• DIRECTION: From the listing below, pull out all lines with "page" in them.

══ DATA SHOWN

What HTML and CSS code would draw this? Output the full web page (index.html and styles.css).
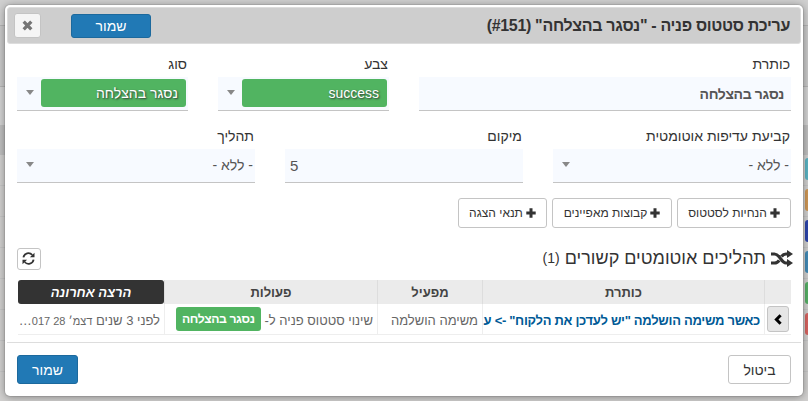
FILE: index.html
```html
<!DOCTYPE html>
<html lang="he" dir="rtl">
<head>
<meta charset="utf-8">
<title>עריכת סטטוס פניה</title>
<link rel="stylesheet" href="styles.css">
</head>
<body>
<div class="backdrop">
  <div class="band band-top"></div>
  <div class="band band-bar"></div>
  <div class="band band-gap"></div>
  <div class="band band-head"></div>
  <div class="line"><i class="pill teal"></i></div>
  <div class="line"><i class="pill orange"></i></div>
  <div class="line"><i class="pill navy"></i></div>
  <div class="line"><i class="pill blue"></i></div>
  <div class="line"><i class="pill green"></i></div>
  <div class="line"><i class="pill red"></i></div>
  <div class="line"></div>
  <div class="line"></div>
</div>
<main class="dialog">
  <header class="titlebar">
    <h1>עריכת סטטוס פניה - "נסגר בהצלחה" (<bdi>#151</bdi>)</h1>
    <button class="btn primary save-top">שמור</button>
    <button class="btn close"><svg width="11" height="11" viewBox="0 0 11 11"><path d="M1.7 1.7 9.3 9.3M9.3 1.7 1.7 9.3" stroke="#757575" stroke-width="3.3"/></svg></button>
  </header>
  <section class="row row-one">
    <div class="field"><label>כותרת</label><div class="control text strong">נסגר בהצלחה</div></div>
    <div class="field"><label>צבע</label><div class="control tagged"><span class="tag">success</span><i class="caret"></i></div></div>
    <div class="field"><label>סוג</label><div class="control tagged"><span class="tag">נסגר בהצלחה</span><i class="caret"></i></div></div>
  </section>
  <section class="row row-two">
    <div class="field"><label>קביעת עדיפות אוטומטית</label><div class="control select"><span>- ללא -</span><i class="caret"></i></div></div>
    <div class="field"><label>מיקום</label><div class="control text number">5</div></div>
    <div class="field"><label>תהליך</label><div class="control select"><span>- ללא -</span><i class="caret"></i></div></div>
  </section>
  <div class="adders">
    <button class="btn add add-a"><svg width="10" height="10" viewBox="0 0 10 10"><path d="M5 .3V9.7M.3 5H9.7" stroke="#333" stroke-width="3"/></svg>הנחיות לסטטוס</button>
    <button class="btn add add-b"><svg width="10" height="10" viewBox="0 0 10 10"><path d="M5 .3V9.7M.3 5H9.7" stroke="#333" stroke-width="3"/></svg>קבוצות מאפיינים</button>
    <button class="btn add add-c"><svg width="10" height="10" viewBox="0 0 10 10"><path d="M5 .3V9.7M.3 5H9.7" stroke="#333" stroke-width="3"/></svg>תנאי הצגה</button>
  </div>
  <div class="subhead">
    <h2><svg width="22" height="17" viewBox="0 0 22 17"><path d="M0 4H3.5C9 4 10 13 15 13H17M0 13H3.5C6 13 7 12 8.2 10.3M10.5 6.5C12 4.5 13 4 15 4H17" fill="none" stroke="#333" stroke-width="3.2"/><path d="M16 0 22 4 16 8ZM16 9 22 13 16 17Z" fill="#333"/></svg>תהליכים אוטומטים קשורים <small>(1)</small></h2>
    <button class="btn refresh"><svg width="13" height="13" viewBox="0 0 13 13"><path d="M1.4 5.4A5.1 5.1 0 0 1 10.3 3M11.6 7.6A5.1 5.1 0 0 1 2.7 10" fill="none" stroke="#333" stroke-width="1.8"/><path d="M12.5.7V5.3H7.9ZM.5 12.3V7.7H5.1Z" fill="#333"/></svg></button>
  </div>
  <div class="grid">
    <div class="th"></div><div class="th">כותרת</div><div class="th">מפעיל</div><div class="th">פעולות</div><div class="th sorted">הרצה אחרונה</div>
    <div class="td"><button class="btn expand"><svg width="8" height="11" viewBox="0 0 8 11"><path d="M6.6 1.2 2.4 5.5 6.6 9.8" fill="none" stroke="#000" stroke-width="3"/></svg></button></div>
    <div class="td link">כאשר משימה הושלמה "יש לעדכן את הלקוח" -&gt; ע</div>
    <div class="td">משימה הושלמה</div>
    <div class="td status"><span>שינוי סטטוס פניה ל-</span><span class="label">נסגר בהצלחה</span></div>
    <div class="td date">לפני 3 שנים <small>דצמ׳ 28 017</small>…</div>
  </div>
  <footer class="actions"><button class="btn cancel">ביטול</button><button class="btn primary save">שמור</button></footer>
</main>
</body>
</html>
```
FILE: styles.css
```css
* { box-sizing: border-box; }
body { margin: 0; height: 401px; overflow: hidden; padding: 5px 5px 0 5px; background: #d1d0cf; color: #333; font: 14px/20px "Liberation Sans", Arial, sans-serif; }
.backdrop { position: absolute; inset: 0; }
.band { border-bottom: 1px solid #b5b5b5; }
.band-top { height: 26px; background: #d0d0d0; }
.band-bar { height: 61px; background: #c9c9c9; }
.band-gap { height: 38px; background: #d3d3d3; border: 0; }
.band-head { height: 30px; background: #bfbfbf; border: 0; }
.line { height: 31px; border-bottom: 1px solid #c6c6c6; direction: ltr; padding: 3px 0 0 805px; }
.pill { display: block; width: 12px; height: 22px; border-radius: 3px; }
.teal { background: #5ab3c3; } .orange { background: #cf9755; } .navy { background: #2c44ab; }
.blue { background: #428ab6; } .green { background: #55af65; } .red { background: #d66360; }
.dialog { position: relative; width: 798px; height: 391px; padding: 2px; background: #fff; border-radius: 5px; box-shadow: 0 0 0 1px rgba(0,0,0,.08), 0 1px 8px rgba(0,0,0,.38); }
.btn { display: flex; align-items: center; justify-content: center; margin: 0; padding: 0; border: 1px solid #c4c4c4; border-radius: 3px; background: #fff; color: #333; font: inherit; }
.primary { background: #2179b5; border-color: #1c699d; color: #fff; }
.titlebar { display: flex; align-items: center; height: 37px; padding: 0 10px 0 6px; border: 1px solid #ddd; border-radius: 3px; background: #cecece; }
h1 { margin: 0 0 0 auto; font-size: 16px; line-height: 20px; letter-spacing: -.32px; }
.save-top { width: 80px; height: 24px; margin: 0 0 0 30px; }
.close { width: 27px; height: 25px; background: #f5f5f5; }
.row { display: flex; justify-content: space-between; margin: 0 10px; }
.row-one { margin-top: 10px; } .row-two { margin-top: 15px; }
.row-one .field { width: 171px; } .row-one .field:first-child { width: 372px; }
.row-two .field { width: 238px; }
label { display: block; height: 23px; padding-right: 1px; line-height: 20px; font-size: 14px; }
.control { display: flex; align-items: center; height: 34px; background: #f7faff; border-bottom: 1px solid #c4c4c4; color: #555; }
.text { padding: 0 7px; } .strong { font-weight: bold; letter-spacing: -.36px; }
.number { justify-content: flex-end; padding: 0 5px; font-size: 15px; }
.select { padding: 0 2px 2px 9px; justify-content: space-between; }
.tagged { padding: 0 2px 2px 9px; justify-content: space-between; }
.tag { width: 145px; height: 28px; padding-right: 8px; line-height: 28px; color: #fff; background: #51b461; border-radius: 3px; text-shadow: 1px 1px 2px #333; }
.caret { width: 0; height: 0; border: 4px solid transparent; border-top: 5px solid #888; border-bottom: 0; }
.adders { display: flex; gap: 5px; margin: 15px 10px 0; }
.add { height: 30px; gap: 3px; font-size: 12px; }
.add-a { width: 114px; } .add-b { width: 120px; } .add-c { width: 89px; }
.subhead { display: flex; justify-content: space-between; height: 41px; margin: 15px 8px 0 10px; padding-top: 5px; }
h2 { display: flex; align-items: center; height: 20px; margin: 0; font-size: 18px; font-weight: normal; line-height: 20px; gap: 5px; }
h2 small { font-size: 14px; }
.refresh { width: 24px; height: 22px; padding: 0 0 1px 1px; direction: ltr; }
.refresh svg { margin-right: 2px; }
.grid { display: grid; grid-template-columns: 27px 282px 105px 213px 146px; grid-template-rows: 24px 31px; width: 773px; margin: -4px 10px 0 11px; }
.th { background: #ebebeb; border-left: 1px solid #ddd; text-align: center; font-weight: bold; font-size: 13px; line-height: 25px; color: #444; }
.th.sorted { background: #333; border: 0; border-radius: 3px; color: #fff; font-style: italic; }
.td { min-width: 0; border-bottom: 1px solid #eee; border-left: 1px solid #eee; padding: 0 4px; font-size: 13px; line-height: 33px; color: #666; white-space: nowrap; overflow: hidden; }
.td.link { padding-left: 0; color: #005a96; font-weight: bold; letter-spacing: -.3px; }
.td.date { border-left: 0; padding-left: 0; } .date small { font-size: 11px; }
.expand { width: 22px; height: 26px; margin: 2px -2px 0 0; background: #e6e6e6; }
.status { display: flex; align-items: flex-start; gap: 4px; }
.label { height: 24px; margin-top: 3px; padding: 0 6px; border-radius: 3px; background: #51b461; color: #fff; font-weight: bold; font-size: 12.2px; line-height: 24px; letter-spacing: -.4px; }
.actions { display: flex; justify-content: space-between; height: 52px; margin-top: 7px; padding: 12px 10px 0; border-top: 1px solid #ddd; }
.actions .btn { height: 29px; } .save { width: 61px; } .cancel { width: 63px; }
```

════
══ DATA SHOWN

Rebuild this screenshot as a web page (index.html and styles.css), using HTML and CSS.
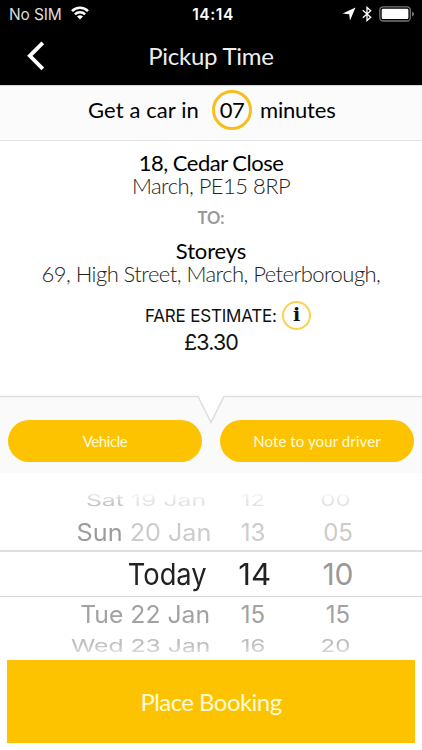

════

• WRITTEN SOLUTION:
What HTML and CSS code would draw this? Output the full web page (index.html and styles.css).
Rebuild this screenshot as a web page (index.html and styles.css), using HTML and CSS.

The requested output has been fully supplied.